The EU ETS and incentivizing Clean Energy Technology
The EU ETS was designed to be “technology neutral”, in that it does not favor one technology over another. One of the main goals of the system is to give a price to the environmental costs from emitting CO2 (contributing to climate change) that are not being paid by the emitting industries. The emission of CO2 by industries is a typical case of a negative externality: a cost resulting from one person’s activities which affects an otherwise uninvolved party. In other words, the one producing the “cost” is not paying the full price of that cost. In the case of CO2, without a carbon price, society is “paying” the costs of the additional carbon being emitted into the atmosphere by individual industries – as emitting CO2 into the atmosphere has traditionally been free for these companies.
The EU ETS puts a price on carbon emissions that companies must then factor into their cost of production. When the price of carbon is high, companies have a higher incentive to look into cleaner (or less carbon intensive) technologies. When the price is low, companies have less of an incentive to reduce their emissions, as the cost of emitting more CO2 is relatively low.
Unfortunately, currently the EU ETS has a large structural surplus of emissions (for several reasons), and therefore has a relatively low price for carbon. Therefore, the EU ETS is not properly incentivizing the investment in cleaner technologies; there is still need for the European Union to incentivize these technologies. To do this, the EU has created a programme within the EU ETS, called the NER300 Programe, which is meant to “boost the deployment of innovative low-carbon technologies and stimulate the creation of jobs in those technologies within the EU”.

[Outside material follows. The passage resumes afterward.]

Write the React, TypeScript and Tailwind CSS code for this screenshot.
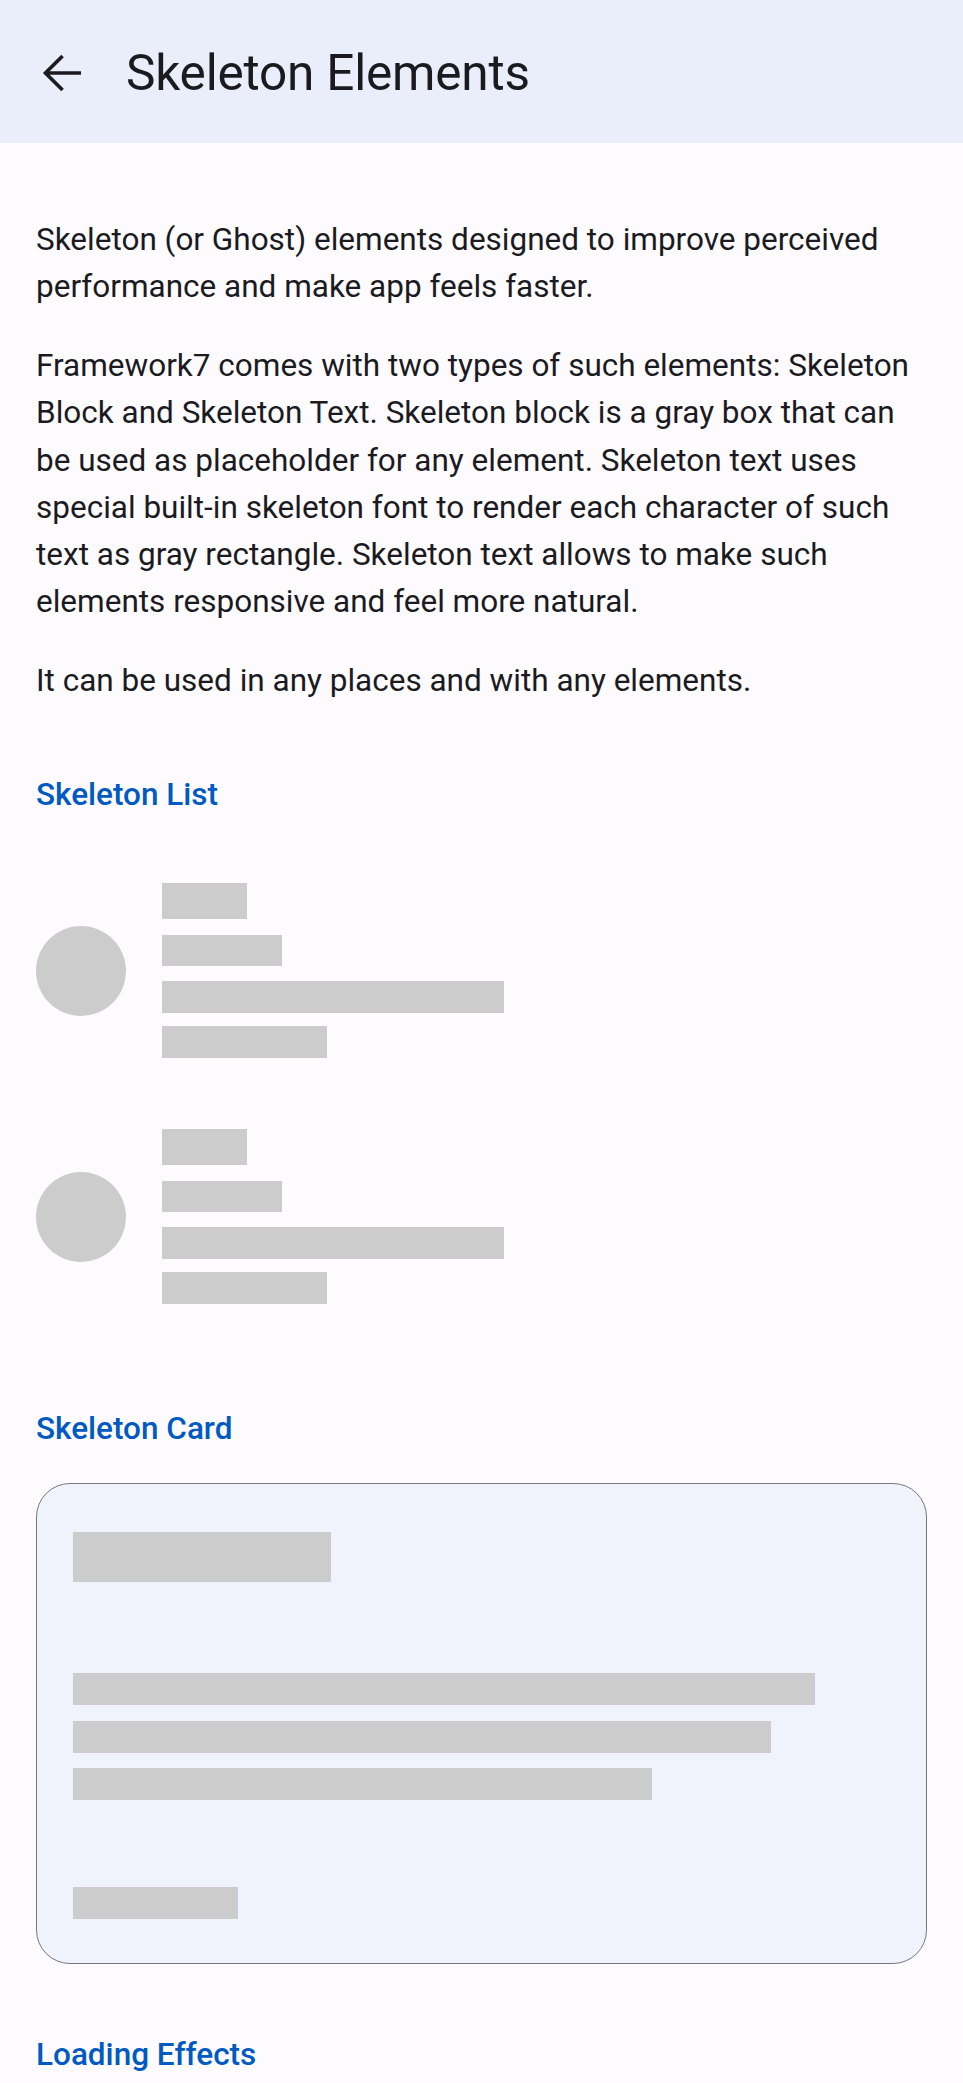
const paragraphs = [
  "Skeleton (or Ghost) elements designed to improve perceived performance and make app feels faster.",
  "Framework7 comes with two types of such elements: Skeleton Block and Skeleton Text. Skeleton block is a gray box that can be used as placeholder for any element. Skeleton text uses special built-in skeleton font to render each character of such text as gray rectangle. Skeleton text allows to make such elements responsive and feel more natural.",
  "It can be used in any places and with any elements.",
];

function BlockTitle({ children, className = "" }: { children: string; className?: string }) {
  return (
    <h2 className={`px-[36px] text-[31.5px] leading-[36px] font-medium text-[#005ac1] ${className}`}>
      {children}
    </h2>
  );
}

function SkeletonItem({ className = "" }: { className?: string }) {
  return (
    <div className={`flex items-center px-[36px] ${className}`}>
      <div className="w-[90px] h-[90px] rounded-full bg-[#cccccc] shrink-0" />
      <div className="ml-[36px] flex flex-col">
        <div className="w-[85px] h-[36px] bg-[#cccccc]" />
        <div className="mt-[16px] w-[120px] h-[31px] bg-[#cccccc]" />
        <div className="mt-[15px] w-[342px] h-[32px] bg-[#cccccc]" />
        <div className="mt-[13px] w-[165px] h-[32px] bg-[#cccccc]" />
      </div>
    </div>
  );
}

export default function App() {
  return (
    <div
      className="min-h-screen bg-[#fefbff] text-[#1b1b1f]"
      style={{ fontFamily: "Roboto, 'Noto Sans', sans-serif" }}
    >
      {/* Navbar */}
      <header className="h-[143px] bg-[#eaeefa] flex items-center">
        <button className="ml-[36px] mt-[3px] w-[54px] h-[54px] flex items-center justify-center">
          <svg width="54" height="54" viewBox="0 0 24 24" fill="none" stroke="#1b1b1f" strokeWidth="1.6">
            <path d="M20 12H4.6" />
            <path d="M11.8 4.4L4.2 12l7.6 7.6" strokeLinejoin="miter" />
          </svg>
        </button>
        <h1 className="ml-[36px] mt-[5px] text-[49.5px] leading-none font-normal tracking-[-0.2px]">Skeleton Elements</h1>
      </header>

      {/* Intro */}
      <div className="px-[36px] pt-[73px] text-[31.5px] leading-[47.25px]">
        {paragraphs.map((p, i) => (
          <p key={i} className={i > 0 ? "mt-[31.5px]" : ""}>
            {p}
          </p>
        ))}
      </div>

      <BlockTitle className="mt-[73px]">Skeleton List</BlockTitle>
      <SkeletonItem className="mt-[70px]" />
      <SkeletonItem className="mt-[71px]" />

      <BlockTitle className="mt-[107px]">Skeleton Card</BlockTitle>
      <div className="mx-[36px] mt-[36px] h-[481px] rounded-[34px] border border-[#74777f] bg-[#f1f3fc] px-[36px] pt-[48px]">
        <div className="w-[258px] h-[50px] bg-[#cccccc]" />
        <div className="mt-[91px] flex flex-col gap-[15.5px]">
          <div className="w-[742px] h-[32px] bg-[#cccccc]" />
          <div className="w-[698px] h-[32px] bg-[#cccccc]" />
          <div className="w-[579px] h-[32px] bg-[#cccccc]" />
        </div>
        <div className="mt-[87px] w-[165px] h-[31.5px] bg-[#cccccc]" />
      </div>

      <BlockTitle className="mt-[73px] pb-[40px]">Loading Effects</BlockTitle>
    </div>
  );
}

As part of the EU ETS Directive (2009/29/EC), Article 10(a) 8 sets aside the funds raised from the auction of 300 million allowances in the New Entrants Reserve (NER) to be used to subsidize “commercial demonstration projects that aim at the environmentally safe capture and geological storage (CCS) of CO2 as well as demonstration projects of innovative renewable energy technologies, in the territory of the Union.” The New Entrants Reserve is a reserve of credits withheld in order to provide credits to possible new installations that may open during the current phase. According to the Directive, a maximum of 5 percent of the total quantity of allowances from 2013 to 2020 can be set aside for new entrants into the EU ETS.

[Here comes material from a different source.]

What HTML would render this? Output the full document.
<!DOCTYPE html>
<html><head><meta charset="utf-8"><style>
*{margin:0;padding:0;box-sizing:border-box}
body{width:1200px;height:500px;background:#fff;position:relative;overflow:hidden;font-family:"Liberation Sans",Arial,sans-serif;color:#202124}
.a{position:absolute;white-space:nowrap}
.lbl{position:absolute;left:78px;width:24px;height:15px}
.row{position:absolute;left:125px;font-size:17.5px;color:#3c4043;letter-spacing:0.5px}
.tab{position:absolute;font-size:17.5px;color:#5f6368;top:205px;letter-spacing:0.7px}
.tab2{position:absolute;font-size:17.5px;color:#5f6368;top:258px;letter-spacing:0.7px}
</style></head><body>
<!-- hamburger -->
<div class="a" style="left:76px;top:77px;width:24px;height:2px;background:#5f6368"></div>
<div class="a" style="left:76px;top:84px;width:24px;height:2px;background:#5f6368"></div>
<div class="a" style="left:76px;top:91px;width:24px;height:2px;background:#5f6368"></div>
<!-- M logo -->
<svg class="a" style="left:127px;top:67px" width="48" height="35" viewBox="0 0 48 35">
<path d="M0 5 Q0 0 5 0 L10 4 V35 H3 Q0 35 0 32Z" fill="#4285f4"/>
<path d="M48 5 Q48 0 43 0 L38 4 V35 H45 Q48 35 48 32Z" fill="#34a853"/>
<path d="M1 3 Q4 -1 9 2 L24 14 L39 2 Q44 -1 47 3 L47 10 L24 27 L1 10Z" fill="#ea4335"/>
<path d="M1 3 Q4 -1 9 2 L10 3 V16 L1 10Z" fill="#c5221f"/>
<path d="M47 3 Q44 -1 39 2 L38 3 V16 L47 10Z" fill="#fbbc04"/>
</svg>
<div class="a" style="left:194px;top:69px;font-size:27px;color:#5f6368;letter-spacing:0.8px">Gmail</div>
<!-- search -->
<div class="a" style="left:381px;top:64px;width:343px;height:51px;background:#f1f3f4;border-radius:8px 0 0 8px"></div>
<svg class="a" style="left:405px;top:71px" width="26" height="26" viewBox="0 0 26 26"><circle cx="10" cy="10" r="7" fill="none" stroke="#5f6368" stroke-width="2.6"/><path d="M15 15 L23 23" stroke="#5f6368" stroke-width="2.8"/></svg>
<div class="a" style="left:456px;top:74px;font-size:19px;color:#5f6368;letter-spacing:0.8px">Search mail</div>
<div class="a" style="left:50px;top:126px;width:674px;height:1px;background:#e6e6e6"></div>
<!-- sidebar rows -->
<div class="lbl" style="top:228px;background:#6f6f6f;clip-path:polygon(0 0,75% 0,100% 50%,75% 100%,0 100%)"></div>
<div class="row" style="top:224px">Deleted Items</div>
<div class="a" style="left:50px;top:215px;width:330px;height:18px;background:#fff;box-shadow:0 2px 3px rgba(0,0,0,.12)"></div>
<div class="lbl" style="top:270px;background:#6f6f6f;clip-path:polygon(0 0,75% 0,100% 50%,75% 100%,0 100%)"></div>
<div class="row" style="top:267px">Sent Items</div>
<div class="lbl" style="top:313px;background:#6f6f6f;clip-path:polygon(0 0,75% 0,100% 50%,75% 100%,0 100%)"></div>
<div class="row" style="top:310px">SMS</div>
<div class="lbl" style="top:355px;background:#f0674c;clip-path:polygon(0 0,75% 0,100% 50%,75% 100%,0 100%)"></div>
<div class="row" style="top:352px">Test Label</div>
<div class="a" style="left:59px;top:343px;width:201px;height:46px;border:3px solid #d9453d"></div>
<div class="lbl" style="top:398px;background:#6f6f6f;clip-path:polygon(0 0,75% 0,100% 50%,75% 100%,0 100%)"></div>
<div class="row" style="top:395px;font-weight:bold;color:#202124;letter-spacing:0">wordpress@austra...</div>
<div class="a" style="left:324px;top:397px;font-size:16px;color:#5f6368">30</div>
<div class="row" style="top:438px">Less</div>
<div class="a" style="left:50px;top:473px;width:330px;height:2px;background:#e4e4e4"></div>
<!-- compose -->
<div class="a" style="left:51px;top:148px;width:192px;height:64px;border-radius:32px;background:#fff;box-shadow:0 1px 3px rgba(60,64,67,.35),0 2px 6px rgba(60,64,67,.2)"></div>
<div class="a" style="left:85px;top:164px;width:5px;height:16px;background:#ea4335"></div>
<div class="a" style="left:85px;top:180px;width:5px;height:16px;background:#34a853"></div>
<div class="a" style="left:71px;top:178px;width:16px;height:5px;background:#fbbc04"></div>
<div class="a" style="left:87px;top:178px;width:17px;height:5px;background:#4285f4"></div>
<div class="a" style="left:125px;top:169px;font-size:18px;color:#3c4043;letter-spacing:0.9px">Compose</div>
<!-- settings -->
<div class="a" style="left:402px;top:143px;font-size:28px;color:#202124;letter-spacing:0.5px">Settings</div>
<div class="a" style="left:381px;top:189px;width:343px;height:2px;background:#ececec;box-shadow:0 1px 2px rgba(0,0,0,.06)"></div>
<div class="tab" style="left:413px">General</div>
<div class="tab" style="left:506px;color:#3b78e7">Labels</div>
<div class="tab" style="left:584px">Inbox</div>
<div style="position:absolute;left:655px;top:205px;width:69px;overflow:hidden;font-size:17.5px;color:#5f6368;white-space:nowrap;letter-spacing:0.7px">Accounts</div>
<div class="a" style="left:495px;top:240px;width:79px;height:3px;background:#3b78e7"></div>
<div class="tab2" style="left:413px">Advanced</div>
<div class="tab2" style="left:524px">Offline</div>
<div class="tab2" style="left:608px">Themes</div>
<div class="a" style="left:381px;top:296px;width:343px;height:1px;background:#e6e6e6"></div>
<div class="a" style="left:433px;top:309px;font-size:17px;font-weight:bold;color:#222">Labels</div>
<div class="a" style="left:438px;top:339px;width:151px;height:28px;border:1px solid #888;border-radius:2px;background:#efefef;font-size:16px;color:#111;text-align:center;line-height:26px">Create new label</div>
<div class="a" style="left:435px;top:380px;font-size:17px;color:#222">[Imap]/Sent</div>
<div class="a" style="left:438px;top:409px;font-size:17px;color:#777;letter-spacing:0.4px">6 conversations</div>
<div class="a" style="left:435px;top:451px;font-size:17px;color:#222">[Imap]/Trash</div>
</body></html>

The NER300 Programme assumes the role of choosing the clean energy programs that will receive the grants. In December 2012, 1.5 billion euros were raised from the auction of 200 million allowances earmarked for the NER300 Programme. The Programme awarded 1.2 billion Euros to 23 renewable energy projects under the first call for proposals. Regarding the grants, Climate Action Commissioner Connie Hedegaard stated:
This year Christmas has come early – today’s Decision is a major milestone in EU climate policy. The NER300 programme is in effect a ‘Robin Hood’ mechanism that makes polluters pay for large-scale demonstration of new low-carbon technologies. The €1.2 billion of grants – paid by the polluters – will leverage a further €2 billion of private investment in the 23 selected low-carbon demonstration projects. This will help the EU keep its frontrunner position on renewables and create jobs here and now, in the EU.

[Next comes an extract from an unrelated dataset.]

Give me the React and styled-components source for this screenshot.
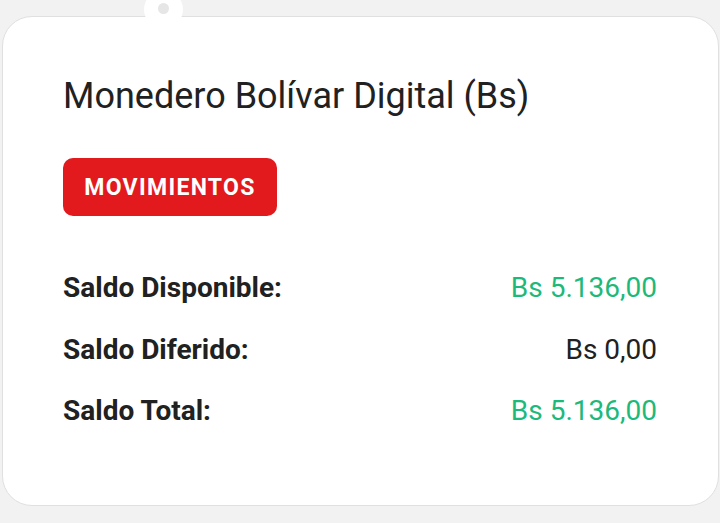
import React from "react";
import styled, { createGlobalStyle } from "styled-components";

const Global = createGlobalStyle`
  html, body { margin: 0; padding: 0; background: #f2f2f2; }
  body { font-family: Roboto, "Noto Sans", sans-serif; }
  #root { width: 720px; height: 523px; overflow: hidden; }
`;

const Page = styled.div`
  width: 720px;
  height: 523px;
  box-sizing: border-box;
  padding: 16px 1px 17px 2px;
  background: #f2f2f2;
  position: relative;
`;

const Tab = styled.div`
  position: absolute;
  left: 144px;
  top: -10px;
  width: 39px;
  height: 39px;
  border-radius: 50%;
  background: #ffffff;
  z-index: 2;
  &::after {
    content: "";
    position: absolute;
    left: 14px;
    top: 13px;
    width: 11px;
    height: 11px;
    border-radius: 50%;
    background: #e6e6e6;
  }
`;

const Card = styled.div`
  height: 100%;
  box-sizing: border-box;
  background: #ffffff;
  border: 1.5px solid #e0e0e0;
  border-radius: 30px;
  padding: 57px 61px 0 60px;
  display: flex;
  flex-direction: column;
`;

const Title = styled.h1`
  margin: 0;
  font-family: Roboto, sans-serif;
  font-weight: 400;
  font-size: 36px;
  line-height: 44px;
  color: #212121;
`;

const Button = styled.button`
  align-self: flex-start;
  margin-top: 40px;
  width: 214px;
  height: 58px;
  padding: 0;
  border: none;
  border-radius: 10px;
  background: #e2191d;
  color: #ffffff;
  font-family: Roboto, sans-serif;
  font-weight: 700;
  font-size: 23px;
  letter-spacing: 1.3px;
  cursor: pointer;
`;

const List = styled.div`
  margin-top: 55px;
  display: flex;
  flex-direction: column;
  gap: 27.5px;
`;

const Row = styled.div`
  display: flex;
  justify-content: space-between;
  align-items: baseline;
  font-family: Roboto, sans-serif;
  font-size: 28px;
  line-height: 34px;
`;

const Label = styled.span`
  font-weight: 700;
  color: #212121;
`;

const Value = styled.span`
  font-weight: 400;
  color: ${(p) => (p.$green ? "#1db97a" : "#212121")};
`;

const rows = [
  { label: "Saldo Disponible:", value: "Bs 5.136,00", green: true },
  { label: "Saldo Diferido:", value: "Bs 0,00", green: false },
  { label: "Saldo Total:", value: "Bs 5.136,00", green: true },
];

export default function App() {
  return (
    <>
      <Global />
      <Page>
        <Tab />
        <Card>
          <Title>Monedero Bolívar Digital (Bs)</Title>
          <Button>MOVIMIENTOS</Button>
          <List>
            {rows.map((r) => (
              <Row key={r.label}>
                <Label>{r.label}</Label>
                <Value $green={r.green}>{r.value}</Value>
              </Row>
            ))}
          </List>
        </Card>
      </Page>
    </>
  );
}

Programs and Policies like NER300 and the EU ETS are crucial to the success of renewable energy technologies; they are necessary in order to lock in clean energy technologies in the future.
“Locking In” Technologies?
“Lock in” is a phenomenon in which a certain technology is chosen over another; once this decision has been made, the chosen technology will be developed and implemented within society. After implementation of the chosen technology, society subsequently becomes locked in to that technology.
A simple example of this idea is demonstrated in the implementation of energy efficiency technologies when constructing a new building. If building owners do not take energy efficiency technology into account when designing the building, they will be locking themselves in to having a energy inefficient building once it is completed. Another example is the decision of whether or not to adopt Metro systems in certain cities. Since Los Angeles did not invest well in developing a Metro in the early stages of development, Los Angelinos are now “locked in” to using their vehicles to move around the city.
Regarding the “lock in” phenomenon:
It is not (always) because a particular technology is efficient that it is adopted, but (sometimes) because it is adopted that it will become efficient. (Arthur, 1989).
This idea is directly reflected in the current situation regarding renewable energies. Many countries are trying to incentivize the adoption of renewable energy technology at the moment, but not because it is cost efficient. In fact, renewable energy sources have historically been much more expensive to introduce into the electricity grid (although that is changing) and are not as reliable as conventional energy plants (the wind is not always blowing and the sun is not always shining). However, the act of investing in and adopting these technologies now will allow these technologies to become cost efficient, and therefore “locked in”, in the future.
Equally, “Lock In” can work in reverse:
Since our choices in the present directly impact the future path of technological advancement, technologies that have short-term advantages, yet long‐term disadvantages, can become “locked in” to society if we do not look at the long term effects of our decisions.
In the end, the European Union has taken tremendous strides in creating policies that help foster the innovation and implementation of cleaner technologies. Do they need to be improved? Yes. Currently, the European Union is working (with difficulty) on “fixing” the policy issues related to the structural surplus of emissions credits in the EU ETS.
If the EU ETS were able to send a credible long term signal to the market regarding the true social cost of CO2 emissions, companies would move towards cleaner technologies on their own, and complimentary policies like the subsidies from the NER300 Programme would not be necessary as an incentive to invest in clean energy.
However, in my opinion the NER300 Programme does serve its own purpose by helping stimulate development of new renewable energy technologies – “getting them off the ground” so that companies find an interest in investing in them.
Although there have been some bumps in the road, and some still to smooth out, when it comes to clean energy policy it is evident that the European Union is setting a strong example that the rest of the world should learn from and follow… and soon.